» WHAT YOU WILL DO:
Copy out every line containing the word "components".

» RAW DATA:

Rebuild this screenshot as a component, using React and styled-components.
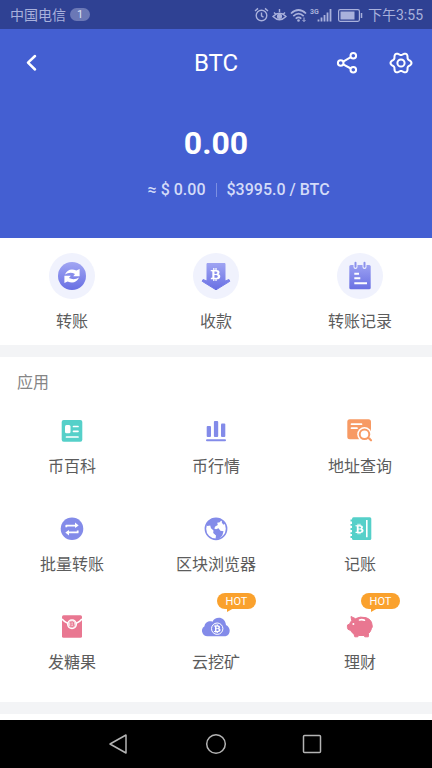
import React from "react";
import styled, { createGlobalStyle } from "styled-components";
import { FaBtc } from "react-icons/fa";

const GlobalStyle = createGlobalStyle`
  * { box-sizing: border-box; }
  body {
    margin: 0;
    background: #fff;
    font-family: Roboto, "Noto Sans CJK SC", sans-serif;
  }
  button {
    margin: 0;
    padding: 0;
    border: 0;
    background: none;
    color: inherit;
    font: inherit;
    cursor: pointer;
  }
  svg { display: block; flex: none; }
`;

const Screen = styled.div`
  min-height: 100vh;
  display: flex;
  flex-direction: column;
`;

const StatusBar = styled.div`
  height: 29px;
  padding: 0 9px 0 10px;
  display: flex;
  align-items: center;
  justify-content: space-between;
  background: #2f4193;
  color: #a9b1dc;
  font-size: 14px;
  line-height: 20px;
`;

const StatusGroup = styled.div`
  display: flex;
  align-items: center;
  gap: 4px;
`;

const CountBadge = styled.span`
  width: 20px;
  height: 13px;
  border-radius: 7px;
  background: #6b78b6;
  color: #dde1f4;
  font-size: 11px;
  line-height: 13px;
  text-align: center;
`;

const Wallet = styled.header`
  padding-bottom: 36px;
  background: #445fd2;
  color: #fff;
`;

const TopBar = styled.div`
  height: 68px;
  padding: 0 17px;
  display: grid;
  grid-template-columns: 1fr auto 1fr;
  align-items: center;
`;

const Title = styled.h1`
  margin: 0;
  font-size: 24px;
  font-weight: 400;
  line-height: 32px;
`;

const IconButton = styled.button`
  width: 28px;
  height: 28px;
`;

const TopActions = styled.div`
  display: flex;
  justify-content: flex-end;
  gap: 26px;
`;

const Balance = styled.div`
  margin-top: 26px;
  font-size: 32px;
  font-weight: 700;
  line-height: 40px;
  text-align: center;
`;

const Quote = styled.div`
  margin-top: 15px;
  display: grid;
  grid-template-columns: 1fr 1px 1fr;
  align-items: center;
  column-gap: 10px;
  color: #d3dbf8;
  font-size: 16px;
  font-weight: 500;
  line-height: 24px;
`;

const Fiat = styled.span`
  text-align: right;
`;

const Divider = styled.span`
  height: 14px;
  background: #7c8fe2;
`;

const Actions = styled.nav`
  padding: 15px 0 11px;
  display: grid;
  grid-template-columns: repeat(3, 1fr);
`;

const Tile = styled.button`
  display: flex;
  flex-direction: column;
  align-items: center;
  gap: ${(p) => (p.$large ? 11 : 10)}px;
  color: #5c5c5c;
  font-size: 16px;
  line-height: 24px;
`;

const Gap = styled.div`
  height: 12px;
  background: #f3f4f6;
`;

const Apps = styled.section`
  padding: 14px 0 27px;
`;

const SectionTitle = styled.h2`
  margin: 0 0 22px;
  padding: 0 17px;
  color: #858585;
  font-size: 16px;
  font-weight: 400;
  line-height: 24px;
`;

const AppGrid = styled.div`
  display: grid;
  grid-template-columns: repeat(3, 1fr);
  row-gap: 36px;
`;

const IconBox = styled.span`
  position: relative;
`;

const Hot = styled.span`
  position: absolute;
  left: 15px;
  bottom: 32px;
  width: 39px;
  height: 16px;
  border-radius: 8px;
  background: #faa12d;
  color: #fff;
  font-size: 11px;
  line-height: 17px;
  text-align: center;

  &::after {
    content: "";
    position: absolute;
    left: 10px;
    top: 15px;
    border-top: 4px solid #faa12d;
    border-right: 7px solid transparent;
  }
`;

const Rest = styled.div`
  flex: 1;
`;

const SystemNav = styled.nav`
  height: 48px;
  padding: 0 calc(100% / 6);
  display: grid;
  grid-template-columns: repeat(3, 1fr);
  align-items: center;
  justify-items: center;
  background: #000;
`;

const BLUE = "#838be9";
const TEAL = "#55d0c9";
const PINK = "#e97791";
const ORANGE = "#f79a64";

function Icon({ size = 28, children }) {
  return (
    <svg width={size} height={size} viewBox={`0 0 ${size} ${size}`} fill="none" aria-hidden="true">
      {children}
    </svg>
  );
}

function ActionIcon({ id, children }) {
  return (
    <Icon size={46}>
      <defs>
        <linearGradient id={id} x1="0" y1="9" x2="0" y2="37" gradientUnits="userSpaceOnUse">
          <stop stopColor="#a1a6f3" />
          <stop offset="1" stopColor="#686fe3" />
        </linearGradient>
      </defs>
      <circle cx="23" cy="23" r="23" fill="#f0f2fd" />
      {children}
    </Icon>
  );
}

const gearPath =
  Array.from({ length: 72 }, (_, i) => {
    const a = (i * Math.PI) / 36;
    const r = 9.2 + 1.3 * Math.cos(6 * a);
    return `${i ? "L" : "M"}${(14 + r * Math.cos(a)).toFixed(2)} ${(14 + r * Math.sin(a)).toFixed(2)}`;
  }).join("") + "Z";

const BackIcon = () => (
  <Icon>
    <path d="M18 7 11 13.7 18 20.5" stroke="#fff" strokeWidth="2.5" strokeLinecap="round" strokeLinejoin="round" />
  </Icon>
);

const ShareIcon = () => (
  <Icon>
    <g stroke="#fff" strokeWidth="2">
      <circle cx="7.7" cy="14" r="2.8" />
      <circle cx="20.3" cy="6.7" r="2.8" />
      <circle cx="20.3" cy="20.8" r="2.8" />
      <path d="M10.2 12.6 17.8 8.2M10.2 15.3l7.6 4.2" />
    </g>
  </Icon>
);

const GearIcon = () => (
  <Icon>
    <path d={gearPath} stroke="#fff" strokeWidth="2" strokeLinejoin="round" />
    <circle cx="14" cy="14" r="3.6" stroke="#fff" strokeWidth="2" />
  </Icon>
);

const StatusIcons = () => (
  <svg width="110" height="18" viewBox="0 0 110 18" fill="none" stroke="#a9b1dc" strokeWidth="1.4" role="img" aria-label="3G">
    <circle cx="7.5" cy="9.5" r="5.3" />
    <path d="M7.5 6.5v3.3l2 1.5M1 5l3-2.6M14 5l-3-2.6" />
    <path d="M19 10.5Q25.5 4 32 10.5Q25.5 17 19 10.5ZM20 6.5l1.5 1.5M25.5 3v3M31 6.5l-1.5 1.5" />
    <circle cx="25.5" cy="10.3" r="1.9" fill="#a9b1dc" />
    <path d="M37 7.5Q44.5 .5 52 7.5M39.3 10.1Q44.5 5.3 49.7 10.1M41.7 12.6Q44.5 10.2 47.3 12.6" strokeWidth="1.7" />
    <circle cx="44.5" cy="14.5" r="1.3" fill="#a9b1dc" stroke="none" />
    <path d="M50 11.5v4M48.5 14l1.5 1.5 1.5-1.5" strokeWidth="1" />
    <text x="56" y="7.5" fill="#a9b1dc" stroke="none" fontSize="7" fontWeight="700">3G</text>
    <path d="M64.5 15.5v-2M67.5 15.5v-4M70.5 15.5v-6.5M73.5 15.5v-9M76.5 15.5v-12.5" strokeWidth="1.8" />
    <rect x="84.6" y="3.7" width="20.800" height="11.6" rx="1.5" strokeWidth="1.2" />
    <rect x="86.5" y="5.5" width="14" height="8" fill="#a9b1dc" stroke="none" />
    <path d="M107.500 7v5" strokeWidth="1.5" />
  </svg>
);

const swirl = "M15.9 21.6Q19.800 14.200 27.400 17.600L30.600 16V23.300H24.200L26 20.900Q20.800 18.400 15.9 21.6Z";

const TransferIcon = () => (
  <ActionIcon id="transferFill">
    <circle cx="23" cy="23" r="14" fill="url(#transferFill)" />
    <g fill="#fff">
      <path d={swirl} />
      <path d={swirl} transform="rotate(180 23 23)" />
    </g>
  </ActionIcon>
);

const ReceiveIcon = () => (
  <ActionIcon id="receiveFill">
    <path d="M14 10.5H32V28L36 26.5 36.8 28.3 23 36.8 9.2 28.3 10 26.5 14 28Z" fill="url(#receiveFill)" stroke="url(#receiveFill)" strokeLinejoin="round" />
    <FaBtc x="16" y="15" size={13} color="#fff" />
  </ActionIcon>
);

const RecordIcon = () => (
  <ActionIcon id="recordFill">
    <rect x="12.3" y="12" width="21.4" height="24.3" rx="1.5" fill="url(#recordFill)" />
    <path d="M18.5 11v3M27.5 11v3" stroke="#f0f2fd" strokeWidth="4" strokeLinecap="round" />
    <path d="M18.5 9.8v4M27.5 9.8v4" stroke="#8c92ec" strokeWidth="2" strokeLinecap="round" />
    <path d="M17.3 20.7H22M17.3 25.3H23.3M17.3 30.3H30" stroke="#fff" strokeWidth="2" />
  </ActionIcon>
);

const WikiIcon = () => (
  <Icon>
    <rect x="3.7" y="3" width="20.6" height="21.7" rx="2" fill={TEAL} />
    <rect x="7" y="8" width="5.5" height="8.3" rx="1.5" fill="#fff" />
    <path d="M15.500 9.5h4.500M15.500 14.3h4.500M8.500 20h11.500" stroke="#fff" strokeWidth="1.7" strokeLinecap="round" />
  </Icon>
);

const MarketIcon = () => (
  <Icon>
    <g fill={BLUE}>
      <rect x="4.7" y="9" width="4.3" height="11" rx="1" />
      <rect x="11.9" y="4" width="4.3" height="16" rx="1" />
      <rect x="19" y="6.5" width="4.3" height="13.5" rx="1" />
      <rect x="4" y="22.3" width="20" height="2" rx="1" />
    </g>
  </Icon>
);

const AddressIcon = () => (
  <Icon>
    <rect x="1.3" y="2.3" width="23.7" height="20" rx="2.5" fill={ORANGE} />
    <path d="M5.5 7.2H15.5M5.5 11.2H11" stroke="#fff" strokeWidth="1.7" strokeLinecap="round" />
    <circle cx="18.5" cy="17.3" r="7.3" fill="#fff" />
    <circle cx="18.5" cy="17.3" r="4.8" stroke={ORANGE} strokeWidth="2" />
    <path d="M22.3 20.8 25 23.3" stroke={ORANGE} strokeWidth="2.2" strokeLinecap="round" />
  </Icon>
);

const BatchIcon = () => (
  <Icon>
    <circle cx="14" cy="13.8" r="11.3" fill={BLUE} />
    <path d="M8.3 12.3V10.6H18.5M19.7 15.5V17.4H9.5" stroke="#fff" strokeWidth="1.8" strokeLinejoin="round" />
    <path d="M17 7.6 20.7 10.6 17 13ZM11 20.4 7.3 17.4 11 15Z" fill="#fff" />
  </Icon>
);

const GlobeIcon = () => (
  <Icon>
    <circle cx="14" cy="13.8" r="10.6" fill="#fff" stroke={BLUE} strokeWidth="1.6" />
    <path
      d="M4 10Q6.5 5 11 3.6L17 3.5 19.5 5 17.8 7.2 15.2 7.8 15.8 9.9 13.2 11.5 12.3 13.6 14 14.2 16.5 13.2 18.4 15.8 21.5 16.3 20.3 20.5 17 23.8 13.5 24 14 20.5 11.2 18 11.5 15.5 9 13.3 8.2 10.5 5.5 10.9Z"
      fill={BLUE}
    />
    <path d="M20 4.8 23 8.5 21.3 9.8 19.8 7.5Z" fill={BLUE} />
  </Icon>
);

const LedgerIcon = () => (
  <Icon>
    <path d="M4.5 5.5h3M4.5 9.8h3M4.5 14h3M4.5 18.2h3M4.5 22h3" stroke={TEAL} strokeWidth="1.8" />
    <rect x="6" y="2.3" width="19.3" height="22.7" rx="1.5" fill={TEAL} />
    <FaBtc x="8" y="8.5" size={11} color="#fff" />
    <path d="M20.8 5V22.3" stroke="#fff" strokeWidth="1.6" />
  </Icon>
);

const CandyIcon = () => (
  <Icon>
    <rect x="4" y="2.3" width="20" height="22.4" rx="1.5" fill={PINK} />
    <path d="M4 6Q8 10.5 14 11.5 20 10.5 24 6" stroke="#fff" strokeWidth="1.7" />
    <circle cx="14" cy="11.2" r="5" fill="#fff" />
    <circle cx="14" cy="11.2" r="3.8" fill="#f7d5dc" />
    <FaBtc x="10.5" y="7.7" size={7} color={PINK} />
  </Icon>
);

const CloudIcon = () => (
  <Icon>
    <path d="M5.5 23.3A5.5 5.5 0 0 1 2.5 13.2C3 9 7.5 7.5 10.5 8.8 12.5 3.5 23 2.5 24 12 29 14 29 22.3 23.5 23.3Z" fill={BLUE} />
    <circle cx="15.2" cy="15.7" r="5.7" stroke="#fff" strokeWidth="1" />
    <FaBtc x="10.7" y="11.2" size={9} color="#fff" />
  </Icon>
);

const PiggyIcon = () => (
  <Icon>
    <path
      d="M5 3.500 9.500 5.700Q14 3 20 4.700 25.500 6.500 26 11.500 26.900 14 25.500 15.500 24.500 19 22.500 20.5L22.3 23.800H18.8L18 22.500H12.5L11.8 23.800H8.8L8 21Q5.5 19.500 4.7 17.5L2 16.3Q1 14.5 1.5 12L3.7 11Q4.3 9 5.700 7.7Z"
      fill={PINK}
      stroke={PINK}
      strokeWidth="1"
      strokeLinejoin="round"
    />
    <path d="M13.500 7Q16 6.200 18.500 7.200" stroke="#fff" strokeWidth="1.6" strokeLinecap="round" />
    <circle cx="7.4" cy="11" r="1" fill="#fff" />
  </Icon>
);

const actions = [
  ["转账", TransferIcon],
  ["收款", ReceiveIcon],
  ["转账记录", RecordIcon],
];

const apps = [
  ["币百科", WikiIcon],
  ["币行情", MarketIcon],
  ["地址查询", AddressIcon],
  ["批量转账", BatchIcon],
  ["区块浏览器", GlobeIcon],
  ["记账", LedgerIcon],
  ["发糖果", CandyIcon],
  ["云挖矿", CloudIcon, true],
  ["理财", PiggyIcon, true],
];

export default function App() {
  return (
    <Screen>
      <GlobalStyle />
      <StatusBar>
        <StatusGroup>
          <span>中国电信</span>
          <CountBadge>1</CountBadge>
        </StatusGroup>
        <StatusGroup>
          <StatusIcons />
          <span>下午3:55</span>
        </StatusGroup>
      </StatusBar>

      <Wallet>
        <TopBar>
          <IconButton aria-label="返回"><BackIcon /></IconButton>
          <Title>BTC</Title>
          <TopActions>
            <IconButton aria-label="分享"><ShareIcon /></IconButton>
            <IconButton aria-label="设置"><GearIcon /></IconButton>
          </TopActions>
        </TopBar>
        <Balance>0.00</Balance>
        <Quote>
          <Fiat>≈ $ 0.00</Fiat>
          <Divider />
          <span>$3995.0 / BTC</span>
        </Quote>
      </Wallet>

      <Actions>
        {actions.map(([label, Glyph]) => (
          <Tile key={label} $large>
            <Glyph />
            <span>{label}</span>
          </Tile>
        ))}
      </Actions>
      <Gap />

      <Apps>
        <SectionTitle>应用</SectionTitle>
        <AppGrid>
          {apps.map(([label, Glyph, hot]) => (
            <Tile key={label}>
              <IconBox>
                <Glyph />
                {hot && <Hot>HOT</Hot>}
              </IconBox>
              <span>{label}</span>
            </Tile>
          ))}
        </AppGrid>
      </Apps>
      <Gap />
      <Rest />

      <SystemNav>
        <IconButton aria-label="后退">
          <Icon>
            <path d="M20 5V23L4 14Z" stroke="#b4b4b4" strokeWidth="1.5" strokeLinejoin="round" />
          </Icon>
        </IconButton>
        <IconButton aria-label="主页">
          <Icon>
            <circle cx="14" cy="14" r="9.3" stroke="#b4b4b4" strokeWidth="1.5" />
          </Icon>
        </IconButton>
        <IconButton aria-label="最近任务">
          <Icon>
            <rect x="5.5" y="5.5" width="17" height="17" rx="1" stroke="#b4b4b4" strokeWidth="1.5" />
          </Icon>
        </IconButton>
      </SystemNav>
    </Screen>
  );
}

» EXERCISE ANSWER:
Rebuild this screenshot as a component, using React and styled-components.
import styled, { createGlobalStyle } from "styled-components";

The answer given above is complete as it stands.